THE EXERCISE: Single out the lines that include the word "this". Copy them.

PROVIDED MATERIAL:
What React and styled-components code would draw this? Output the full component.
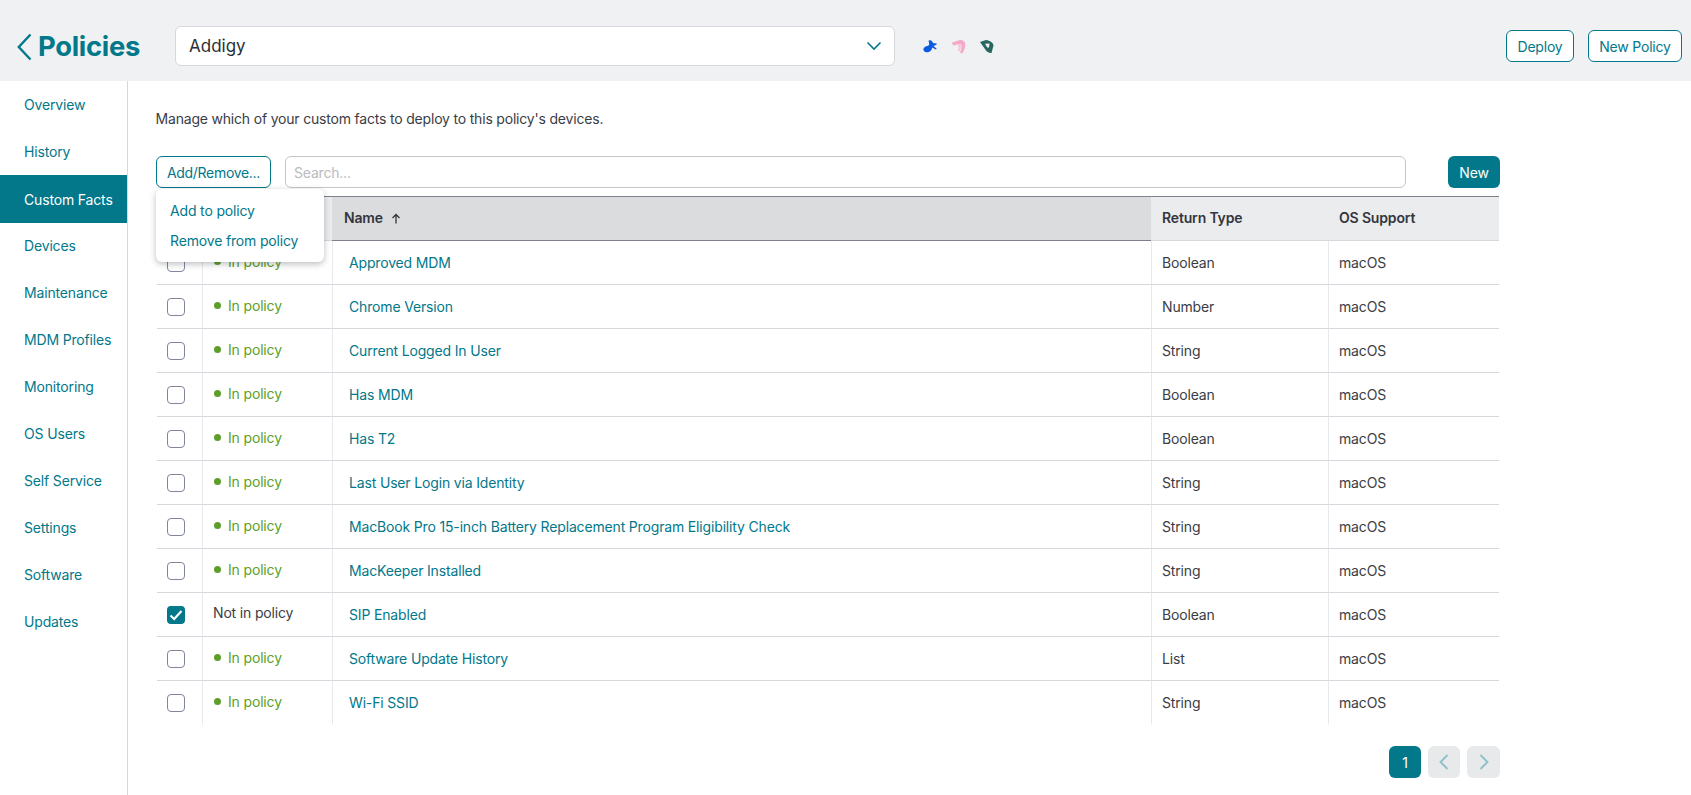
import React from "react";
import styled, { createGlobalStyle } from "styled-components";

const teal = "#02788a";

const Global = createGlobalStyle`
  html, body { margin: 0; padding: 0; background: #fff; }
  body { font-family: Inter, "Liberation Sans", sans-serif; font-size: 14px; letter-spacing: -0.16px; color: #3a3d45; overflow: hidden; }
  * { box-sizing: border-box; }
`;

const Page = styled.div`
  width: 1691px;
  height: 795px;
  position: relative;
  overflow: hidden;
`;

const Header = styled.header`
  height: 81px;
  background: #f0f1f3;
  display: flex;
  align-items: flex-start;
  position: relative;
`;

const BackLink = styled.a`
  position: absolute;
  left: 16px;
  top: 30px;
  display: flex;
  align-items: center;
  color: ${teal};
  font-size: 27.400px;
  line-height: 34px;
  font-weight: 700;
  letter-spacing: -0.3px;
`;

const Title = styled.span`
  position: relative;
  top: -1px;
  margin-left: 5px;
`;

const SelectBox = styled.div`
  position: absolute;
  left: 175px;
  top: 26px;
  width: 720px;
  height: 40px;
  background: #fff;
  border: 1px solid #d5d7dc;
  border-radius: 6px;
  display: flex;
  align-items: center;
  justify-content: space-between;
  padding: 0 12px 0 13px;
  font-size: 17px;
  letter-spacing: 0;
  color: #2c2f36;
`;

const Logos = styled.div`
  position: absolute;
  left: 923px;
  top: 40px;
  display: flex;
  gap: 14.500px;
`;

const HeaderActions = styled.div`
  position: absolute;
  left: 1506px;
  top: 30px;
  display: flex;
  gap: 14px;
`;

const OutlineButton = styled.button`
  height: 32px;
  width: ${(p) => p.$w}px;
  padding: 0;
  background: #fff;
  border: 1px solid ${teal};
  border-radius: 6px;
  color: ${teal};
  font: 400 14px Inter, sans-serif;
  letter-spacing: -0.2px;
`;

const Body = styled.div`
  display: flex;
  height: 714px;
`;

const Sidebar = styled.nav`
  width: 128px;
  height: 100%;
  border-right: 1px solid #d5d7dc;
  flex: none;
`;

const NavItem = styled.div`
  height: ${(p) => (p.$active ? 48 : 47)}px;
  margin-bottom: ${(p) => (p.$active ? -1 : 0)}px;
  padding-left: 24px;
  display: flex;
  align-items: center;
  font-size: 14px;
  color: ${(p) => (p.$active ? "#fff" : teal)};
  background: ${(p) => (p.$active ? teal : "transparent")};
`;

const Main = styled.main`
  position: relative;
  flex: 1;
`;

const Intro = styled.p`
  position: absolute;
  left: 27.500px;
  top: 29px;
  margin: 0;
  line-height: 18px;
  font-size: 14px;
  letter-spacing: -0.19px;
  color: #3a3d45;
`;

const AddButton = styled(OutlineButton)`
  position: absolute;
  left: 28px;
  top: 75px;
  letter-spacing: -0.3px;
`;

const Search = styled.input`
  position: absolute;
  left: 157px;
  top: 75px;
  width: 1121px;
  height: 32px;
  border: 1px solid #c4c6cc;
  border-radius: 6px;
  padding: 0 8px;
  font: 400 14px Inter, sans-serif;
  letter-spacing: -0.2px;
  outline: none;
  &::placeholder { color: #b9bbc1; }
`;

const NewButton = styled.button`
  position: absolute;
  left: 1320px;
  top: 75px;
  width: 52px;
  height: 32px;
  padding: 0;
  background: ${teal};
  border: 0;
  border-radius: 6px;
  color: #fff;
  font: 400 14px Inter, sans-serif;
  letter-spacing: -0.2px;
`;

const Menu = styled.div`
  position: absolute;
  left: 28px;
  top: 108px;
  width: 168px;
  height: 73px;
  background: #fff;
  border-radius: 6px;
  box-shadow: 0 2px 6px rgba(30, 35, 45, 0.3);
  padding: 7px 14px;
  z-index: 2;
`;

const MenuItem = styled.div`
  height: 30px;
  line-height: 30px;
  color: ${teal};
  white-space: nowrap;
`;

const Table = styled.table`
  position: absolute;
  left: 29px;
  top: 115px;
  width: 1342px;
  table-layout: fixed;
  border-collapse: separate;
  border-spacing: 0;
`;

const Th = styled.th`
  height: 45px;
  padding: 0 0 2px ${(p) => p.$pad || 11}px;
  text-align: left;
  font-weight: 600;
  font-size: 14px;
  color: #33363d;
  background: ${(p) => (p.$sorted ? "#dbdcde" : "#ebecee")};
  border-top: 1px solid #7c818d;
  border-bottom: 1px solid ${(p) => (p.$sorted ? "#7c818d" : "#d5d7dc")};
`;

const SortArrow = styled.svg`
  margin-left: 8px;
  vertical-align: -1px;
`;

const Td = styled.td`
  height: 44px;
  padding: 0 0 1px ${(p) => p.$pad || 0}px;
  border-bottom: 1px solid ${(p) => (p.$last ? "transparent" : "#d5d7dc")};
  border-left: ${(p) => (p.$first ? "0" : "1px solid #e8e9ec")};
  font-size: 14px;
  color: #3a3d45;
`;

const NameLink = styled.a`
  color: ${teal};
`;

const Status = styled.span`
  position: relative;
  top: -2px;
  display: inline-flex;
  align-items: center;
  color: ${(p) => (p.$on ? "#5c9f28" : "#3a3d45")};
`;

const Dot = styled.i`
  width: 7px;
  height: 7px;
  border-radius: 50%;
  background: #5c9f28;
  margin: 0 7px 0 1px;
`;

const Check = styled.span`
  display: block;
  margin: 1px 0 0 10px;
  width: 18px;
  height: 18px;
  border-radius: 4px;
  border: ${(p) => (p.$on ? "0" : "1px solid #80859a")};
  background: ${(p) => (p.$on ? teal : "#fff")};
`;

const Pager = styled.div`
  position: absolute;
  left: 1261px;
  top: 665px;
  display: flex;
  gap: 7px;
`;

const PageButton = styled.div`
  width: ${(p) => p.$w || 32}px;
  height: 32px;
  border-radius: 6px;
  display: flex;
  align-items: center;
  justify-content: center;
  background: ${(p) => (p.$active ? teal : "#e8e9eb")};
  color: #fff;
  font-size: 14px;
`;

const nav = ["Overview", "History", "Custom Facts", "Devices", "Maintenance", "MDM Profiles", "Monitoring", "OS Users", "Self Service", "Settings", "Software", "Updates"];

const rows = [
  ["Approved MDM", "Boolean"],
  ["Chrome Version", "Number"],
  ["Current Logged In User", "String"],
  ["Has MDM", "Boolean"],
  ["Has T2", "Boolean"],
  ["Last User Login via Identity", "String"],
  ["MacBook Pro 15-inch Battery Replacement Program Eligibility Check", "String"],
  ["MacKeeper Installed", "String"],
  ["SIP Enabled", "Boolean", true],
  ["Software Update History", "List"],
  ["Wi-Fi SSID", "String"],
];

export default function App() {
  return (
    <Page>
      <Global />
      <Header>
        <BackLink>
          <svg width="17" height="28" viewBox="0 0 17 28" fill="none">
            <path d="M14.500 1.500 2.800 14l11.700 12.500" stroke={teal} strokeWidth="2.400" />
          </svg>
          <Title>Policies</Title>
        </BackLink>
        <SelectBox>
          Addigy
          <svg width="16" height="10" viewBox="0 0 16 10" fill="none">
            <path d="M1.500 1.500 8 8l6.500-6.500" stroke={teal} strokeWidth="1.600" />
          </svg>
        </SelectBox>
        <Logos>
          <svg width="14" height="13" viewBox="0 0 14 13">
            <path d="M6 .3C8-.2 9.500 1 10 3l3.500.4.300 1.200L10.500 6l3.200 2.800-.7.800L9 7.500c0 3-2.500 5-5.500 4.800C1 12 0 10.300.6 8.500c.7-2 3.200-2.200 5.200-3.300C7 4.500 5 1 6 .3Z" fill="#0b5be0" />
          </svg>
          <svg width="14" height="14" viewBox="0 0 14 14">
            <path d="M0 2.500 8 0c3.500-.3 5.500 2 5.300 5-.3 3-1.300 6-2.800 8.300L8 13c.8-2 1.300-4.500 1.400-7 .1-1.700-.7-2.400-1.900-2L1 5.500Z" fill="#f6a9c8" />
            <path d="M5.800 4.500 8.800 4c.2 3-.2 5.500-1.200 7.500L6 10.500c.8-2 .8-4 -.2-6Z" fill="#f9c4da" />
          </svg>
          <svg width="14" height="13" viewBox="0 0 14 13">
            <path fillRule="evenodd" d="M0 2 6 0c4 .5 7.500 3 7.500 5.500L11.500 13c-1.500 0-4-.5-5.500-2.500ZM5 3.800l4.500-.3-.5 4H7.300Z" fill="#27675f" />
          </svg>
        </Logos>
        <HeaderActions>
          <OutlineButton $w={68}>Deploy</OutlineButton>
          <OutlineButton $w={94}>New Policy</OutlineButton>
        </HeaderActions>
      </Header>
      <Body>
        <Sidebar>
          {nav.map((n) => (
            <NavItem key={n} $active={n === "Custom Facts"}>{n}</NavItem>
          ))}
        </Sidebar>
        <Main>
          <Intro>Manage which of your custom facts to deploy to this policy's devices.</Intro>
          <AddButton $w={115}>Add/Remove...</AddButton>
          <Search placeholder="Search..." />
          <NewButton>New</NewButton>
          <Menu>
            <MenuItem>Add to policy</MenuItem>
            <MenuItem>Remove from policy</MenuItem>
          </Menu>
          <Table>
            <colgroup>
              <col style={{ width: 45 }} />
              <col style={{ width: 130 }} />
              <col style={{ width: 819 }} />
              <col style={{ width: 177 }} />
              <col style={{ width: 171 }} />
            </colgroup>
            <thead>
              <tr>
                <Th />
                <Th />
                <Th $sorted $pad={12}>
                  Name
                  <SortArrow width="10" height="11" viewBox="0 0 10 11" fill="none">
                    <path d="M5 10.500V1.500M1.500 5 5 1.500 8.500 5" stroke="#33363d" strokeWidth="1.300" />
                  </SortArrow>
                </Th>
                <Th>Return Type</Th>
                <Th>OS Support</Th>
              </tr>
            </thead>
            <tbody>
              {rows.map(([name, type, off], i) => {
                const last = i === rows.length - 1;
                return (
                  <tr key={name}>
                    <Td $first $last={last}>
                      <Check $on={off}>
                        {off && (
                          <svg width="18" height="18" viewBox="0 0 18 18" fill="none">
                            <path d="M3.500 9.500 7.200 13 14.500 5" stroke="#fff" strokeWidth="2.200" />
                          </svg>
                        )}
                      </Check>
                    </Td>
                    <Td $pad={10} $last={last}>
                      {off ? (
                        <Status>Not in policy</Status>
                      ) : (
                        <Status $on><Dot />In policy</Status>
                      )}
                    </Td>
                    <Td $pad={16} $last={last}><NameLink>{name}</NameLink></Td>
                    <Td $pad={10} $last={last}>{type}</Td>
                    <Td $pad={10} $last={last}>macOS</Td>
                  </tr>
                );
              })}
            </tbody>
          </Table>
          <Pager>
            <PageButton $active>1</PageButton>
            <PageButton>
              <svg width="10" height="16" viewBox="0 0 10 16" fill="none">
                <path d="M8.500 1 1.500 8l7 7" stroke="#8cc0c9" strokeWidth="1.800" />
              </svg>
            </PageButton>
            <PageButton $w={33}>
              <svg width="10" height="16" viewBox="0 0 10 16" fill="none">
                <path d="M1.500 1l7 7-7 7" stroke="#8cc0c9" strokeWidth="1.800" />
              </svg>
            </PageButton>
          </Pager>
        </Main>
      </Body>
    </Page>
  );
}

WRITTEN SOLUTION:
What React and styled-components code would draw this? Output the full component.
          <Intro>Manage which of your custom facts to deploy to this policy's devices.</Intro>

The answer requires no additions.